There is a Makefile for creating the corpus from the collection of books. It will use the files in corpus/spanish_books/ to create the final files corpus_cleaned.txt and corpus_cleaned_normalized.txt and vocabulary.txt. The first one is used for the tagging process and the second one for the predictions using n-grams, the third file is the vocabulary of corpus_cleaned_normalized.txt and it's used for the entropy calculations.
For creating the corpus:
cd corpus
make
For creating the tagged corpus execute this Makefile with the target tagged_corpus:
make tagged_corpus
To train the n-grams models from the corpus (corpus/corpus_cleaned_normalized.txt) execute
python train_ngrams.py
This will generate the files models/1-gram.lm.gz through models/4-gram.lm.gz.
Once you have the models trained you can execute predictor_tables.py. For example if we want the predicitons of the 2-gram and 3-gram for the texts 1, 2 and 3, and store it in a file named TABLE then you can execute:
python predictor_tables.py -ngram_predictor_orders 2 3 text_numbers 1 2 3 > TABLE
This will store it in a csv file, which you can use it to plot the correlations with the predictions of the humans (cloze):
python analyze_table.py < TABLE
Many of these scripts have a flag for a description of the parameters using the flag -h.
Yo can use the predictor_tables.py script with the flag -entropy and it will output the entropy instead of the probabilities (Now this works only for HumanPredictor, because for n-grams it takes too long).

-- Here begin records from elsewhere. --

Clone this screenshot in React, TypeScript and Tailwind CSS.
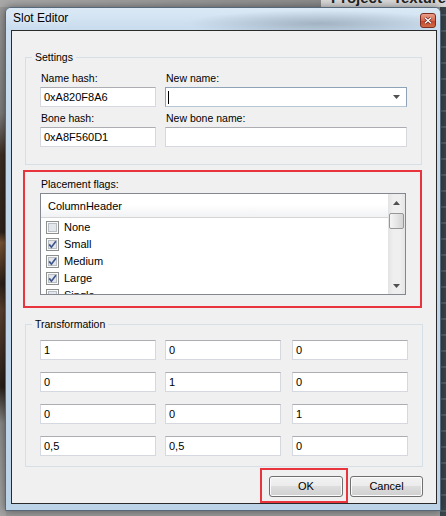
import React from "react";

const font = "font-['Liberation_Sans',Arial,sans-serif]";

function TextBox({ value, className = "" }: { value?: string; className?: string }) {
  return (
    <div
      className={`flex h-[20px] w-[116px] items-center border border-[#d5d8de] border-t-[#abadb3] bg-white pl-[3px] text-[11px] text-black ${className}`}
    >
      {value}
    </div>
  );
}

function Check({ on }: { on: boolean }) {
  return (
    <svg width="13" height="13" viewBox="0 0 13 13" className="shrink-0">
      <rect x="0.5" y="0.5" width="12" height="12" fill="#fafafa" stroke="#8e8f8f" />
      <rect x="2.5" y="2.5" width="8" height="8" fill="#e3e6ea" stroke="#b9bec5" />
      {on && (
        <path d="M3.2 6.4 L5.4 9.2 L9.9 3.2" stroke="#3f558c" strokeWidth="1.7" fill="none" />
      )}
    </svg>
  );
}

function Arrow({ down }: { down?: boolean }) {
  return (
    <svg width="7" height="4" viewBox="0 0 7 4">
      <path d={down ? "M0 0 L7 0 L3.5 4Z" : "M0 4 L3.5 0 L7 4Z"} fill="#505050" />
    </svg>
  );
}

function Button({ label }: { label: string }) {
  return (
    <div className="flex h-[21px] items-center justify-center rounded-[3px] border border-[#707070] bg-[linear-gradient(180deg,#f2f2f2_0%,#ebebeb_50%,#dddddd_50%,#cfcfcf_100%)] text-[11px] text-black shadow-[inset_0_0_0_1px_#fbfbfb]">
      {label}
    </div>
  );
}

const flags = [
  { name: "None", on: false },
  { name: "Small", on: true },
  { name: "Medium", on: true },
  { name: "Large", on: true },
  { name: "Single", on: false },
];

const matrix = [
  ["1", "0", "0"],
  ["0", "1", "0"],
  ["0", "0", "1"],
  ["0,5", "0,5", "0"],
];

export default function App() {
  return (
    <div className={`relative h-[516px] w-[446px] overflow-hidden bg-[#9a9a9a] ${font}`}>
      {/* desktop behind the dialog */}
      <div className="absolute left-0 top-0 h-full w-[6px] bg-[linear-gradient(180deg,#9a9a9a_0%,#7d7d7d_22%,#3d2e24_30%,#2f241d_45%,#7a5535_47%,#2c221b_55%,#5a4130_60%,#2a201a_75%,#8a8a8a_82%,#a5a5a5_100%)]" />
      <div className="absolute right-0 top-0 h-full w-[6px] bg-[repeating-linear-gradient(180deg,#3a464c_0px,#3a464c_14px,#6a7a80_15px,#3a464c_16px)]" />
      <div className="absolute left-0 top-0 h-[7px] w-full bg-[linear-gradient(90deg,#a8a8a8_0%,#8c8c8c_70%,#707070_100%)]" />
      <div className="absolute left-[321px] top-0 flex h-[7px] w-[125px] overflow-hidden bg-[#d9d9d9]">
        <div className="h-full w-[3px] bg-[#6f8f3a]" />
        <div className="-mt-[10px] ml-[10px] text-[15px] font-bold leading-[16px] text-[#222]">Project</div>
        <div className="ml-[6px] h-full w-[1px] bg-[#888]" />
        <div className="-mt-[10px] ml-[5px] text-[15px] font-bold leading-[16px] text-[#222]">Texture</div>
      </div>

      {/* dialog window */}
      <div className="absolute left-[5px] top-[7px] flex h-[504px] w-[436px] flex-col rounded-t-[6px] border border-[#56687a] bg-[linear-gradient(180deg,#cfe1f1_0%,#c3d8eb_30%,#bcd2e7_100%)] shadow-[0_0_8px_rgba(0,0,0,0.45)]">
        <div className="flex h-[22px] items-start rounded-t-[5px] bg-[radial-gradient(ellipse_30%_60%_at_72%_70%,rgba(80,95,110,0.35),transparent),linear-gradient(180deg,#dbe9f5_0%,#c8dcee_100%)]">
          <div className="mt-[3px] pl-[7px] text-[12px] leading-[15px] text-black [text-shadow:0_0_6px_#ffffff]">
            Slot Editor
          </div>
          <div className="ml-auto mr-[4px] mt-[5px] flex h-[15px] w-[16px] items-center justify-center rounded-[3px] border border-[#7b2f22] bg-[linear-gradient(180deg,#e9a08a_0%,#d8664c_50%,#c0432b_51%,#d26a45_100%)]">
            <svg width="8" height="7" viewBox="0 0 8 7">
              <path d="M1 0.8 L7 6.2 M7 0.8 L1 6.2" stroke="#5a1d12" strokeWidth="2.6" />
              <path d="M1 0.8 L7 6.2 M7 0.8 L1 6.2" stroke="#ffffff" strokeWidth="1.4" />
            </svg>
          </div>
        </div>

        {/* client area */}
        <div className="ml-[5px] flex h-[474px] w-[426px] flex-col border border-[#2a2a2a] bg-[#f0f0f0] text-[10.5px] text-black">
          <fieldset className="ml-[13px] mt-[20px] w-[397px] border border-[#d5dfe5] p-0">
            <legend className="ml-[6px] px-[3px] leading-[13px]">Settings</legend>
            <div className="flex px-[14px] pb-[17px] pt-[8px]">
              <div className="flex w-[116px] flex-col">
                <div className="mb-[2px] ml-[1px] leading-[13px]">Name hash:</div>
                <TextBox value="0xA820F8A6" />
                <div className="mb-[2px] ml-[1px] mt-[5px] leading-[13px]">Bone hash:</div>
                <TextBox value="0xA8F560D1" />
              </div>
              <div className="ml-[9px] flex w-[242px] flex-col">
                <div className="mb-[2px] ml-[1px] leading-[13px]">New name:</div>
                <div className="flex h-[20px] items-center border border-[#8fa3b8] border-b-[#b7c6d4] bg-white">
                  <div className="ml-[2px] h-[13px] w-[1px] bg-black" />
                  <div className="ml-auto mr-[6px] flex">
                    <Arrow down />
                  </div>
                </div>
                <div className="mb-[2px] ml-[1px] mt-[5px] leading-[13px]">New bone name:</div>
                <TextBox className="w-[242px]" />
              </div>
            </div>
          </fieldset>

          <div className="ml-[11px] mt-[5px] h-[138px] w-[399px] border-2 border-[#e8343c] pl-[15px] pt-[6px]">
            <div className="mb-[2px] ml-[1px] leading-[13px]">Placement flags:</div>
            <div className="flex h-[102px] w-[366px] border border-[#828790] bg-white">
              <div className="flex flex-1 flex-col overflow-hidden">
                <div className="flex h-[24px] shrink-0 items-center border-b border-[#d5d5d5] bg-[linear-gradient(180deg,#ffffff_0%,#ffffff_45%,#f1f2f4_100%)] pl-[7px] pt-[1px] text-[11px]">
                  ColumnHeader
                </div>
                <div className="pt-[1px]">
                  {flags.map((f) => (
                    <div key={f.name} className="flex h-[17px] items-center pl-[5px]">
                      <Check on={f.on} />
                      <span className="ml-[5px] text-[11px]">{f.name}</span>
                    </div>
                  ))}
                </div>
              </div>
              <div className="flex w-[17px] flex-col bg-[linear-gradient(90deg,#e3e3e3_0%,#efefef_30%,#efefef_70%,#e5e5e5_100%)]">
                <div className="flex h-[17px] items-center justify-center">
                  <Arrow />
                </div>
                <div className="mx-[1px] mt-[2px] h-[16px] rounded-[2px] border border-[#979797] bg-[linear-gradient(90deg,#f5f5f5_0%,#e6e6e6_50%,#d4d4d4_100%)]" />
                <div className="flex-1" />
                <div className="flex h-[17px] items-center justify-center">
                  <Arrow down />
                </div>
              </div>
            </div>
          </div>

          <fieldset className="ml-[13px] mt-[10px] w-[397px] border border-[#d5dfe5] p-0">
            <legend className="ml-[6px] px-[3px] leading-[13px]">Transformation</legend>
            <div className="flex flex-col gap-[12px] px-[14px] pb-[10px] pt-[9px]">
              {matrix.map((row, i) => (
                <div key={i} className="flex">
                  <TextBox value={row[0]} />
                  <TextBox value={row[1]} className="ml-[9px]" />
                  <TextBox value={row[2]} className="ml-[11px]" />
                </div>
              ))}
            </div>
          </fieldset>

          <div className="ml-[248px] mt-[1px] flex items-start">
            <div className="h-[35px] w-[88px] border-2 border-[#e8343c] pl-[7px] pt-[6px]">
              <div className="w-[74px]">
                <Button label="OK" />
              </div>
            </div>
            <div className="ml-[2px] mt-[8px] w-[73px]">
              <Button label="Cancel" />
            </div>
          </div>
        </div>
      </div>
    </div>
  );
}
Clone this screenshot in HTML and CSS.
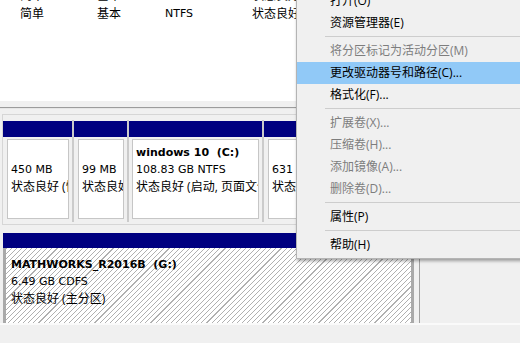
FILE: index.html
```html
<!DOCTYPE html>
<html lang="zh-CN">
<head>
    <meta charset="UTF-8">
    <title>磁盘管理</title>
    <link rel="stylesheet" href="styles.css">
</head>
<body>
    <div class="list">
        <div class="row first">
            <span class="c1">简单</span><span class="c2">基本</span><span class="c3 lat">NTFS</span><span class="c4">状态良好 (主分区)</span>
        </div>
        <div class="row">
            <span class="c1">简单</span><span class="c2">基本</span><span class="c3 lat">NTFS</span><span class="c4">状态良好 (主分区)</span>
        </div>
    </div>
    <div class="splitter"></div>

    <div class="graph">
        <div class="disk">
            <div class="part p1">
                <div class="bar"></div>
                <div class="body">
                    <div class="box">
                        <div class="ln">&nbsp;</div>
                        <div class="ln lat">450 MB</div>
                        <div class="ln">状态良好 (恢复分区)</div>
                    </div>
                </div>
            </div>
            <div class="part p2">
                <div class="bar"></div>
                <div class="body">
                    <div class="box">
                        <div class="ln">&nbsp;</div>
                        <div class="ln lat">99 MB</div>
                        <div class="ln">状态良好 (EFI 系统分区)</div>
                    </div>
                </div>
            </div>
            <div class="part p3">
                <div class="bar"></div>
                <div class="body">
                    <div class="box">
                        <div class="ln lat name">windows 10&nbsp;&nbsp;(C:)</div>
                        <div class="ln lat">108.83 GB NTFS</div>
                        <div class="ln">状态良好 (启动, 页面文件, 故障转储, 主分区)</div>
                    </div>
                </div>
            </div>
            <div class="part p4">
                <div class="bar"></div>
                <div class="body">
                    <div class="box">
                        <div class="ln">&nbsp;</div>
                        <div class="ln lat">631 MB</div>
                        <div class="ln">状态良好 (恢复分区)</div>
                    </div>
                </div>
            </div>
        </div>

        <div class="disk cdrom">
            <div class="part cd">
                <div class="bar"></div>
                <div class="hatch">
                    <div class="ln lat name">MATHWORKS_R2016B&nbsp;&nbsp;(G:)</div>
                    <div class="ln lat">6.49 GB CDFS</div>
                    <div class="ln">状态良好 (主分区)</div>
                </div>
            </div>
            <div class="edge"></div>
        </div>
    </div>
    <div class="status"></div>

    <div class="menu">
        <div class="item">打开(O)</div>
        <div class="item">资源管理器(E)</div>
        <div class="sep"></div>
        <div class="item off">将分区标记为活动分区(M)</div>
        <div class="item hover">更改驱动器号和路径(C)...</div>
        <div class="item">格式化(F)...</div>
        <div class="sep"></div>
        <div class="item off">扩展卷(X)...</div>
        <div class="item off">压缩卷(H)...</div>
        <div class="item off">添加镜像(A)...</div>
        <div class="item off">删除卷(D)...</div>
        <div class="sep"></div>
        <div class="item">属性(P)</div>
        <div class="sep"></div>
        <div class="item">帮助(H)</div>
    </div>
</body>
</html>
```

FILE: styles.css
```css
body {
    margin: 0;
    width: 520px;
    height: 343px;
    overflow: hidden;
    position: relative;
    background: #f0f0f0;
    font-family: "Open Sans", "Noto Sans CJK SC", sans-serif;
    font-size: 12px;
    color: #000;
}
/* latin-only text is drawn wider, like the YaHei UI latin glyphs */
.lat {
    font-family: "DejaVu Sans", sans-serif;
    font-size: 11px;
}
.list {
    height: 101px;
    background: #fff;
    overflow: hidden;
}
.row {
    display: flex;
    height: 18px;
    line-height: 18px;
    padding-left: 20px;
    white-space: nowrap;
}
.row.first {
    margin-top: -13px;
}
.c1 { width: 77px; }
.c2 { width: 68px; }
.c3 { width: 87px; }
.splitter {
    height: 6px;
    background: #f0f0f0;
    border-bottom: 1px solid #9c9c9c;
}
.graph {
    box-sizing: border-box;
    height: 215px;
    padding-top: 5px;
    overflow: hidden;
    border-top: 1px solid #e6e6e6;
}
.disk {
    display: flex;
    margin-left: 2px;
    padding: 5px 0 2px;
    border: 1px solid #d6d6d6;
    border-right: none;
}
.part {
    flex: none;
    padding-top: 1px;
    border-right: 2px solid #cbcbcb;
}
.p1 { width: 69px; }
.p2 { width: 53px; }
.p3 { width: 133px; }
.p4 { width: 150px; }
.bar {
    height: 16px;
    background: #000080;
}
.body {
    padding: 2px 3px 3px 4px;
}
.p3 .body {
    padding-left: 3px;
}
.box {
    box-sizing: border-box;
    height: 80px;
    padding: 4px 3px 0;
    background: #fff;
    border: 1px solid #c6c6c6;
    overflow: hidden;
}
.ln {
    line-height: 17px;
    white-space: nowrap;
}
.name {
    font-weight: bold;
}
.cdrom {
    margin: 8px 0 0 3px;
    padding: 0;
    border: none;
}
.cd {
    width: 411px;
    padding: 0;
    border: none;
}
.cd .bar {
    height: 15px;
}
.hatch {
    height: 90px;
    padding: 8px 0 0 5px;
    border: 3px solid #a9a9a9;
    border-top: none;
    background: repeating-linear-gradient(135deg, #b0b0b0 0 0.8px, #fff 0.8px 3.6px);
}
.edge {
    margin-left: 5px;
    border-left: 1px solid #a0a0a0;
}
.status {
    border-top: 2px solid #fafafa;
    height: 20px;
}
.menu {
    position: absolute;
    left: 296px;
    top: -13px;
    width: 250px;
    padding: 2px 0;
    background: #f0f0f0;
    border: 1px solid #b4b4b4;
    box-shadow: 1px 2px 3px rgba(0, 0, 0, 0.35);
}
.item {
    height: 22px;
    line-height: 22px;
    padding-left: 33px;
    white-space: nowrap;
}
.item.off {
    color: #7d7d7d;
}
.item.hover {
    background: #91c9f7;
}
.sep {
    height: 1px;
    margin: 2px 0 3px 28px;
    background: #cdcdcd;
}
```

For calculating the entropy of n-grams (without or without cache):
- First you have to obtain the conditional probability distribution at the targets of a text (e.g. text number 1):
python print_distributions -text_number 1 -ngram_predictor_order 4 -output_filename DIST_4gram_text1
- Then you can use the ** script for calculating the entropy at each target:
python calculate_entropy_from_conditional_distributions.py -filename DIST_4gram_text1
This will output for each target the target word, the entropy, the entropy using only the top 10 predicitions and then the top 10 predictions.
- If you want to calculate the entropy interpolating with you can do it with the appropiate flags:
python calculate_entropy_from_conditional_distributions -filename DIST_4gram_text1 -calculate_with_cache -cache_text_number 1 -cache_lambda 0.22
After you have a tagged corpus (corpus/factored_corpus_WGNCPL.txt), you can train all the models in flm_models executing:
python train_all_flm_models.py
And this will generate a script called train_all_models.sh, which you can edit at your convenience and then execute it:
./train_all_flm_models.sh
If you want to calculate the predictions using the model in flm_models/bigramWN.flm for the texts 1, 2 and 3, and store it in a file named TABLE then you can execute:
python predictor_tables.py -flm_model_filenames flm_models/bigramWN.flm text_numbers 1 2 3 > TABLE
An this will generate the predictions as in the n-gram models case.